Item 7. Financial Statements, Pro Forma Financial Information and Exhibits.
Exhibit No. Description
99 Text of the script of the investor conference call held on April 17, 2002, regarding the release of earnings of Dime Community Bancshares, Inc. for the three-months ended March 31, 2002.
Item 8. Not Applicable.
Item 9. Regulation FD Disclosure.
On April 17, 2002, Dime Community Bancshares, Inc. held a telephonic and web-cast conference call with analysts and investors regarding the release of its earnings for the three months ended March 31, 2002. The text of the script of this conference call is attached as Exhibit 99.
SIGNATURES
Pursuant to the requirements of the Securities Exchange Act of 1934, the registrant has duly caused this report to be signed on its behalf by the undersigned hereunto duly authorized.
DIME COMMUNITY BANCSHARES, INC.
/s/ KENNETH J. MAHON
By: ___________________________________________
Kenneth J. Mahon
Executive Vice President and Chief Financial Officer
Dated: April 17, 2002
EXHIBIT INDEX
Exhibit Description
99 Text of the script of the investor conference call held on April 17, 2002, regarding the release of earnings of Dime Community Bancshares, Inc. for the three months ended March 31, 2002.
EXHIBIT 99
Exhibit 99
DIME COMMUNITY BANCSHARES, INC.
CONFERENCE CALL
APRIL 17, 2002
VINCENT PALAGIANO:
Thank you Stephanie and good morning everyone. Thank you for joining us this morning to review our third quarter results. Our President and Chief Operating Officer Mike Devine joins me this morning along with Ken Mahon our Chief Financial Officer.

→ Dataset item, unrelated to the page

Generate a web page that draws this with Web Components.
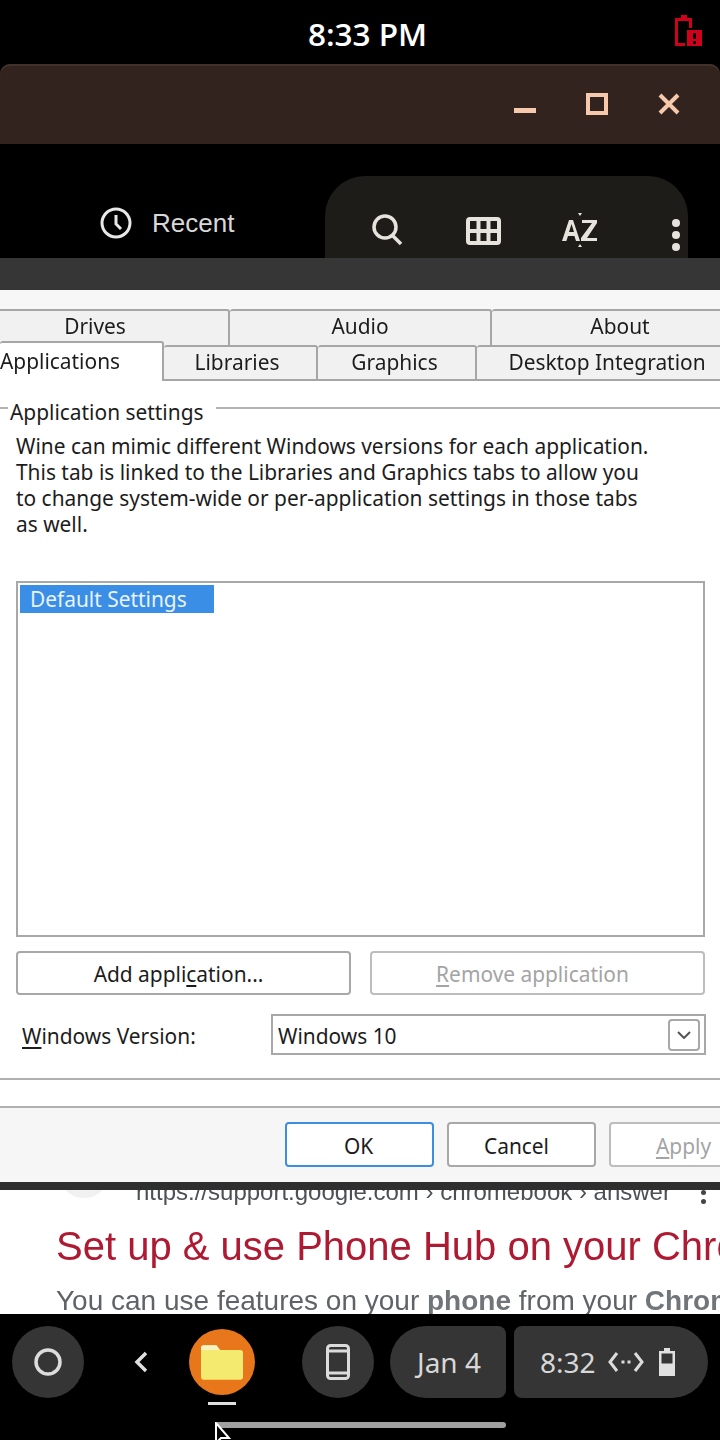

Dime's solid third quarter is clearly reflective of our strong core results and we are excited with our growth prospects. Our reported earnings increased 55 percent to $10.2 million from $6.6 million in the year ago quarter. Earnings per diluted share also increased 54 percent to 60 cents compared to 39 cents per diluted share in the year ago quarter. Net interest margin is now 3.49% excluding borrowing prepayment costs, an increase of 71 basis points above last year. The increase of core deposits coupled with the continued effects of historically low interest rates, has worked to significantly improve our margins. Ken will get into all the details in a few moments.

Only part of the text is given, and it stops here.